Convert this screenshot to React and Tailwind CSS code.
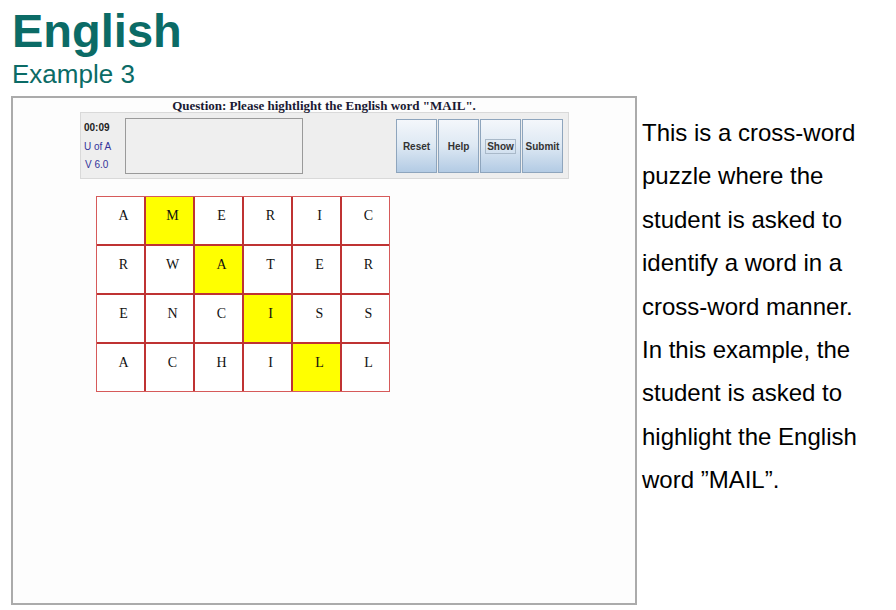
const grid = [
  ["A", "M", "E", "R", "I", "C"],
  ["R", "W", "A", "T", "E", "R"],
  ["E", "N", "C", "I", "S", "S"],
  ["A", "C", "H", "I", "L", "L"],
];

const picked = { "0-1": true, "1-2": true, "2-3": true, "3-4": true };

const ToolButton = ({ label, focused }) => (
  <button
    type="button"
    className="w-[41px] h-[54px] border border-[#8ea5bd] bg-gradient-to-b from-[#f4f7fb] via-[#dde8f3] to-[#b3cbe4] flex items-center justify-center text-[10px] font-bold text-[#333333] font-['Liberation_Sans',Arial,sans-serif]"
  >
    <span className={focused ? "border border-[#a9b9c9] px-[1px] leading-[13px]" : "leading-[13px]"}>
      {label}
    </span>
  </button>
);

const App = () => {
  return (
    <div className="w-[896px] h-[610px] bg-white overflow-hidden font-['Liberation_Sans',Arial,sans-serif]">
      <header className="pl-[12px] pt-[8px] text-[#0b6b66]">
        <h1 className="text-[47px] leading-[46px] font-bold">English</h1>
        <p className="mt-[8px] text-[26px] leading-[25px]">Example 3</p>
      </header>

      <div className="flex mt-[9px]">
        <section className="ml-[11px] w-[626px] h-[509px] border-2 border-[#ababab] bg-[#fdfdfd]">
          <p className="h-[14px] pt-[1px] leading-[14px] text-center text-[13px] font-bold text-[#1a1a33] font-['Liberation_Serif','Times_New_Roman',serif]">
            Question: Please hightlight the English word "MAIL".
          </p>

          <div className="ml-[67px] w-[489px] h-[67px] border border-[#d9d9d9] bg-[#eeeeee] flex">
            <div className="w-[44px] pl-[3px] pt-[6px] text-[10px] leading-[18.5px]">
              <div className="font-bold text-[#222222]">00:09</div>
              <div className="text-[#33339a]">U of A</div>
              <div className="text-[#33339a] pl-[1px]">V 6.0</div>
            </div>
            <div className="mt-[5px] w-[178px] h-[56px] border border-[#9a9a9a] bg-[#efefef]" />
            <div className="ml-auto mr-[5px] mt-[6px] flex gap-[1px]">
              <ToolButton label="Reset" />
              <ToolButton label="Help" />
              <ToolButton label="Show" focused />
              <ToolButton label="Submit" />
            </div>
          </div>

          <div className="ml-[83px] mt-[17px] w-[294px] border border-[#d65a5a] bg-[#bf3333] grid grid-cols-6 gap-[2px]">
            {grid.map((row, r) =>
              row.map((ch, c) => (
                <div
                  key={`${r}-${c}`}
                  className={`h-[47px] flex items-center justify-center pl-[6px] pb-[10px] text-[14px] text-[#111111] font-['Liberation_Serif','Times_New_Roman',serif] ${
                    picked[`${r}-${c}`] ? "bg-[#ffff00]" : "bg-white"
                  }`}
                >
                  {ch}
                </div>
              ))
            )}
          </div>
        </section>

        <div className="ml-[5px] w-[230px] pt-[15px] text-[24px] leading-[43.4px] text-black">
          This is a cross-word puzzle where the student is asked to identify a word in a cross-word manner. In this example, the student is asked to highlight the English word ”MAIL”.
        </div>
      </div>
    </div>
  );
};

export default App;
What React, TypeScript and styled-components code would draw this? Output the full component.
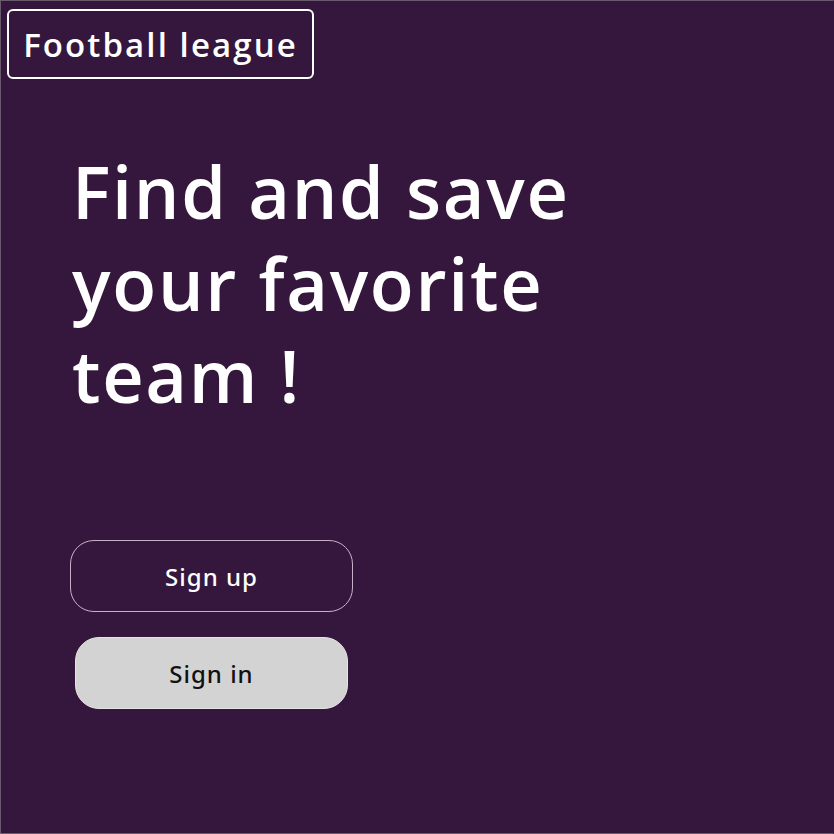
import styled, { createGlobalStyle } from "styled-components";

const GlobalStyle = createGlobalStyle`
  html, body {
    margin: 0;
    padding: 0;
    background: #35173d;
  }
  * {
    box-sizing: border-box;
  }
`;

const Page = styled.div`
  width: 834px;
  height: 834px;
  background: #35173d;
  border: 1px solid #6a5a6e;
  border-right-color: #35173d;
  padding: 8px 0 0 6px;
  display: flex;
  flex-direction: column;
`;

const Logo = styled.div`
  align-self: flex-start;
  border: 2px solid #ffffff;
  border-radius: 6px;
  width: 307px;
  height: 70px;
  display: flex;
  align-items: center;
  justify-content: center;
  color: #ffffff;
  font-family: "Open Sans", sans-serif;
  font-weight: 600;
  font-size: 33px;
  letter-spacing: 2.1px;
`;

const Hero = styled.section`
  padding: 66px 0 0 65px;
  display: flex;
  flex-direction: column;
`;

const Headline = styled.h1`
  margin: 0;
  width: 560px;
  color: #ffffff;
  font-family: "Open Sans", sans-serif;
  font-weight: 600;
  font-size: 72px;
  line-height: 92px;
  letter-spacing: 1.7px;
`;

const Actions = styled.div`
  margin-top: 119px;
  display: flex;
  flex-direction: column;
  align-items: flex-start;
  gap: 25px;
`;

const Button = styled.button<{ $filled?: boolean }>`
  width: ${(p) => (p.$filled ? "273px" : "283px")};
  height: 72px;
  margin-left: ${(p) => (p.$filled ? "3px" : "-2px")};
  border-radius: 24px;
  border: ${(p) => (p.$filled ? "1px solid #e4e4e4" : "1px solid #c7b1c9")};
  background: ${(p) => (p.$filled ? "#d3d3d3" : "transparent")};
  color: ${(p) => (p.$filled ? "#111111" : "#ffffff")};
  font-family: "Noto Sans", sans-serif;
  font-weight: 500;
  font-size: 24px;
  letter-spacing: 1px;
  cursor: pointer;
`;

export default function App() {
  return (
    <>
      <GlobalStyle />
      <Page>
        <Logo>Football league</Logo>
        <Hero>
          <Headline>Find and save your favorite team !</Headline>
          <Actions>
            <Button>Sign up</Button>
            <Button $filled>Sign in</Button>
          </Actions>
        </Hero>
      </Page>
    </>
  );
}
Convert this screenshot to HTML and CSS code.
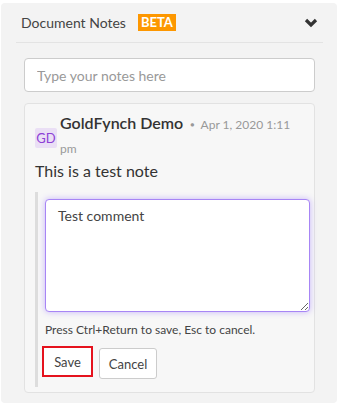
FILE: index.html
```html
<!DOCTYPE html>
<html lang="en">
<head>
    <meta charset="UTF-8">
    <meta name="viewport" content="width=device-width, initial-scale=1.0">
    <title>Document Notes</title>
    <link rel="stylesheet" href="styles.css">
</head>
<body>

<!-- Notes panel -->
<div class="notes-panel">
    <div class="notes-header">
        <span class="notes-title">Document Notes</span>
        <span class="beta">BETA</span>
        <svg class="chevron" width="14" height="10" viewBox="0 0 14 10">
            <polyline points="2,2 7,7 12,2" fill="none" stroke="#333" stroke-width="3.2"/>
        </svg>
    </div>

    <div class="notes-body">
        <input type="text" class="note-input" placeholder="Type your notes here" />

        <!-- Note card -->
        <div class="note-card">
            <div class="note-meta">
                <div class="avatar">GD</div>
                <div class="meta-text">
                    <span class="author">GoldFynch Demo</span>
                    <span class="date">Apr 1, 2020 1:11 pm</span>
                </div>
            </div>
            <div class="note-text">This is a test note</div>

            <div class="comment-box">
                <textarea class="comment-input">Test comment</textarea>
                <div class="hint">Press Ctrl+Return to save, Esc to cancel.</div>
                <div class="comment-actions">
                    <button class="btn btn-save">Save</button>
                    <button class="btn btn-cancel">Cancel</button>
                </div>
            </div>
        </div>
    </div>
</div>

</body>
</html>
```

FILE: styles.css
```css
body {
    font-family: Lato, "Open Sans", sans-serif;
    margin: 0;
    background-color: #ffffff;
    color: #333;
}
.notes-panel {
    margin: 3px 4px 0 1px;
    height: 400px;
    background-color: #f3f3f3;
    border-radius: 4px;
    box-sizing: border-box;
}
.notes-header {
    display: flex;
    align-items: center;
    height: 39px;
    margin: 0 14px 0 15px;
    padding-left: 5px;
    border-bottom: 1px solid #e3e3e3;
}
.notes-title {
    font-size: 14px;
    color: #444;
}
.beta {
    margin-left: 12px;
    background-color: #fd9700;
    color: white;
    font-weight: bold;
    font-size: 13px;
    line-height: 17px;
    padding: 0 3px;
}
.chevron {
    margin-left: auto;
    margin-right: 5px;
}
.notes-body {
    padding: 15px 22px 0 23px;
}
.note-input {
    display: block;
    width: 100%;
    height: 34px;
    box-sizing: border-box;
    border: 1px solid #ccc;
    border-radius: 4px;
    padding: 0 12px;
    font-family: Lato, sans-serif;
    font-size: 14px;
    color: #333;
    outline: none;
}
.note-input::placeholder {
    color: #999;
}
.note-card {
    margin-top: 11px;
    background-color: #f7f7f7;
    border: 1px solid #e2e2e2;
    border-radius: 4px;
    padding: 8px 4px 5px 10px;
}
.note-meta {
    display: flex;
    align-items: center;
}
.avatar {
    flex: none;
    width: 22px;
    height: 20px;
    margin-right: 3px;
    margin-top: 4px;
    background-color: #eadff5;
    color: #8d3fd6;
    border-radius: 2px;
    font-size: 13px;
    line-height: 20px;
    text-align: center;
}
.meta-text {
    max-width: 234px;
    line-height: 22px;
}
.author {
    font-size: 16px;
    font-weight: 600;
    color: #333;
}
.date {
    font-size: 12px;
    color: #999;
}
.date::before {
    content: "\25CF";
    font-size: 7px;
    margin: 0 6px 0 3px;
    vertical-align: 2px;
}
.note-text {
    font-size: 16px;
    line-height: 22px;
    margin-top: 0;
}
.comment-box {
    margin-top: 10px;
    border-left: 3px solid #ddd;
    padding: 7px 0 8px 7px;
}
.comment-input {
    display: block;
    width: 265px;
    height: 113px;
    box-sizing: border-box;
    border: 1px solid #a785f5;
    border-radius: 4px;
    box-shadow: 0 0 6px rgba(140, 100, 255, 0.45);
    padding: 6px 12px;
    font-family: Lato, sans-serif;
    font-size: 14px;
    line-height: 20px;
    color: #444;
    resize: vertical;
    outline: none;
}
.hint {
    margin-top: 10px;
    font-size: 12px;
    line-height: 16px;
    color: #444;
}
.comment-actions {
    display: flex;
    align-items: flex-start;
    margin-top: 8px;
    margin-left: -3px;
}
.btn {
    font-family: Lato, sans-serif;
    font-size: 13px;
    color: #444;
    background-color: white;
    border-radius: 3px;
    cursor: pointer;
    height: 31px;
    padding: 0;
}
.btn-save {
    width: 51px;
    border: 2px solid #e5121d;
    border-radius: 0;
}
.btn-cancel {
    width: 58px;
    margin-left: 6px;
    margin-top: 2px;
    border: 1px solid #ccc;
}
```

_ _ _ _

Direction
How many lines of these entries contain the string "code"? Reply with the number alone.

Output of the exercise
3